** Saved entries **
######
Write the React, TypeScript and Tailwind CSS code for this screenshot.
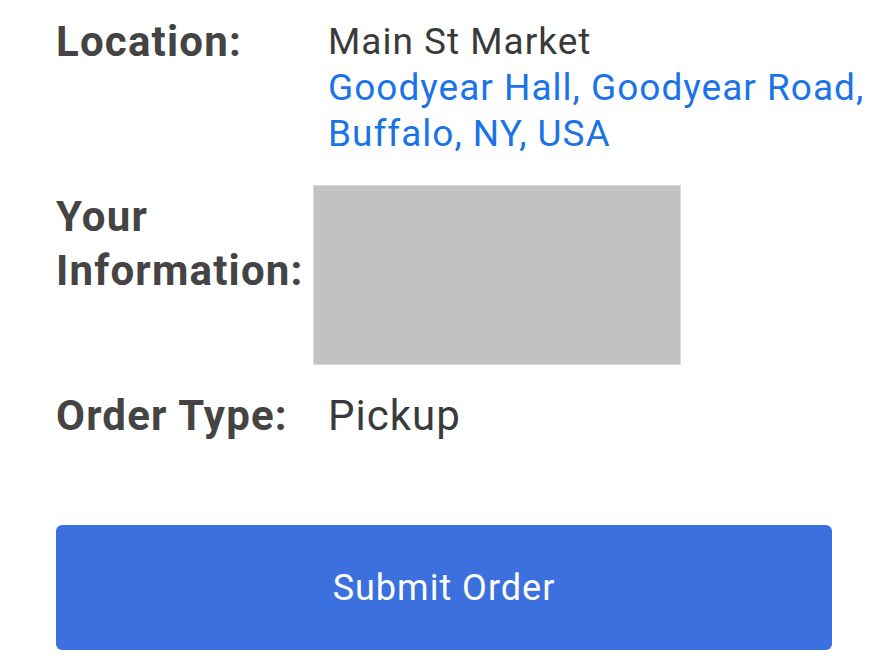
export default function App() {
  return (
    <div
      className="w-[888px] h-[670px] bg-white overflow-hidden pl-[56px] pr-[56px] pt-[20px]"
      style={{ fontFamily: 'Roboto, "Liberation Sans", sans-serif' }}
    >
      <div className="grid grid-cols-[272px_1fr] gap-y-[28px]">
        <div className="text-[42px] leading-[46px] font-bold tracking-[1.2px] text-[#444444] -mt-[1px]">Location:</div>
        <div className="text-[37px] leading-[46px] tracking-[1px] text-[#3a3a3a] whitespace-nowrap -mr-[56px] -mt-[1px]">
          <div>Main St Market</div>
          <div className="text-[#1a73e8]">
            Goodyear Hall, Goodyear Road,
            <br />
            Buffalo, NY, USA
          </div>
        </div>

        <div className="text-[42px] leading-[54px] font-bold tracking-[1.2px] text-[#444444] pt-[5px]">
          Your
          <br />
          Information:
        </div>
        <div className="-ml-[15px]">
          <div className="w-[368px] h-[180px] bg-[#c2c2c2] border border-[#d9d9d9]" />
        </div>

        <div className="text-[42px] leading-[46px] font-bold tracking-[1.2px] text-[#444444]">Order Type:</div>
        <div className="text-[42px] leading-[46px] tracking-[1px] text-[#3a3a3a]">Pickup</div>
      </div>

      <button className="mt-[86px] w-[776px] h-[125px] rounded-[6px] bg-[#3c70de] text-white text-[36px] tracking-[1px]">
        Submit Order
      </button>
    </div>
  );
}
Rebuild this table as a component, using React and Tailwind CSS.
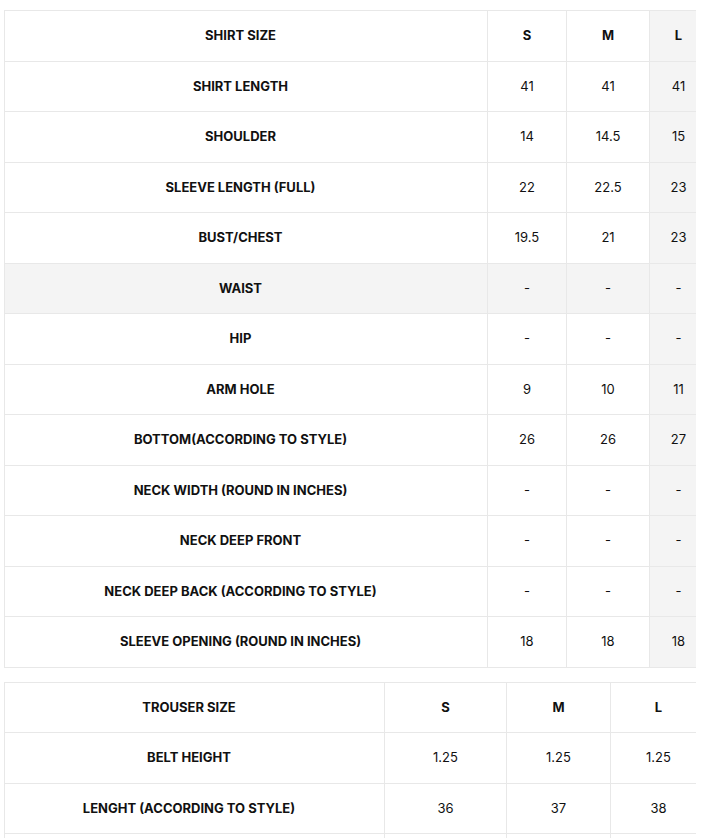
######
Pictures stay out of the copy; please restate every record above exactly.

** COMPLETE ANSWER **
Write the React, TypeScript and Tailwind CSS code for this screenshot.
export default function App() {
  return (
    <div
      className="w-[888px] h-[670px] bg-white overflow-hidden pl-[56px] pr-[56px] pt-[20px]"
      style={{ fontFamily: 'Roboto, "Liberation Sans", sans-serif' }}
    >
      <div className="grid grid-cols-[272px_1fr] gap-y-[28px]">
        <div className="text-[42px] leading-[46px] font-bold tracking-[1.2px] text-[#444444] -mt-[1px]">Location:</div>
        <div className="text-[37px] leading-[46px] tracking-[1px] text-[#3a3a3a] whitespace-nowrap -mr-[56px] -mt-[1px]">
          <div>Main St Market</div>
          <div className="text-[#1a73e8]">
            Goodyear Hall, Goodyear Road,
            <br />
            Buffalo, NY, USA
          </div>
        </div>

        <div className="text-[42px] leading-[54px] font-bold tracking-[1.2px] text-[#444444] pt-[5px]">
          Your
          <br />
          Information:
        </div>
        <div className="-ml-[15px]">
          <div className="w-[368px] h-[180px] bg-[#c2c2c2] border border-[#d9d9d9]" />
        </div>

        <div className="text-[42px] leading-[46px] font-bold tracking-[1.2px] text-[#444444]">Order Type:</div>
        <div className="text-[42px] leading-[46px] tracking-[1px] text-[#3a3a3a]">Pickup</div>
      </div>

      <button className="mt-[86px] w-[776px] h-[125px] rounded-[6px] bg-[#3c70de] text-white text-[36px] tracking-[1px]">
        Submit Order
      </button>
    </div>
  );
}
Rebuild this table as a component, using React and Tailwind CSS.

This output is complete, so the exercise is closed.